The most recent polls have put Democrat Hillary Clinton ahead of Republican rival Donald Trump in Tuesday's election. Clinton is seen by investors as offering greater certainty and stability.

Brent January crude oil futures fell 23 cents to $45.92 a barrel by 2:44 p.m. ET, off a session peak of $46.69, while U.S. West Texas Intermediate (WTI) crude futures settled up 9 cents to $44.98.

Both contracts are still down around 3.5 percent week-on-week, but above the six-week lows struck on Friday.

"All that has fed into the uplift and now we're probably going to be at a standstill until the (election results) numbers begin to filter in," BNP Paribas global head of commodity strategy Harry Tchilinguirian said.
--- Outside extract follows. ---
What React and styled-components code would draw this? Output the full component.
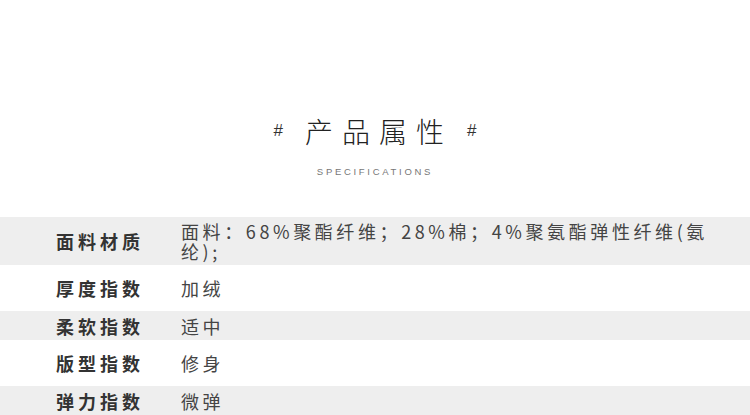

"Now is just simply a period for waiting and inasmuch as OPEC came out with its annual oil market report, the focus of the market right now is people are positioned, waiting for the election to pass."

The Organization of the Petroleum Exporting Countries forecast demand for its oil will rise in the next three years, suggesting its 2014 decision to let prices fall to curb costlier rival supplies is delivering higher market share.

"OPEC raising its forecasts, ordinarily a positive, but we're all obviously election-focused ... so I don't think that's driving (oil) as much as it normally would," Lawler said.

The group meets on Nov. 30 and has pledged to reach a deal on cutting output to try to erode a two-year-old global surplus.

But a series of member states asking to be exempt from any deal, along with questions over the likelihood of non-OPEC rival Russia joining in, have created doubt over OPEC's ability to deliver a meaningful cut.

"The emerging sense of disappointment surrounding the OPEC meeting in three weeks time is likely to prompt further financial investors to jettison their long positions, too," Commerzbank said in a note.

Mohammed Barkindo, secretary-general of OPEC, warned on Tuesday that failure to implement the agreement reached in Algiers in September to cut output would bring negative consequences to an already fragile oil industry.

"The fact that Barkindo feels a need to make such public statements suggests the membership remains divided on at least the details of an agreement," Citi Futures energy futures specialist Tim Evans said in a note.

In physical oil markets, U.S. pipeline companies with operations at the heart of the country's commercial oil industry at Cushing, Oklahoma, restarted on Monday after an earthquake triggered safety shutdowns.

The American Petroleum Institute (API) will release its data on U.S. oil inventories for the week ended Nov. 4 at 4:30 p.m. EST on Tuesday. The U.S. Energy Information Administration (EIA) will release its weekly petroleum status report at 10:30 a.m. EST on Wednesday.

Analysts said they expect crude stocks to rise 1.1 million barrels, according to a Reuters poll.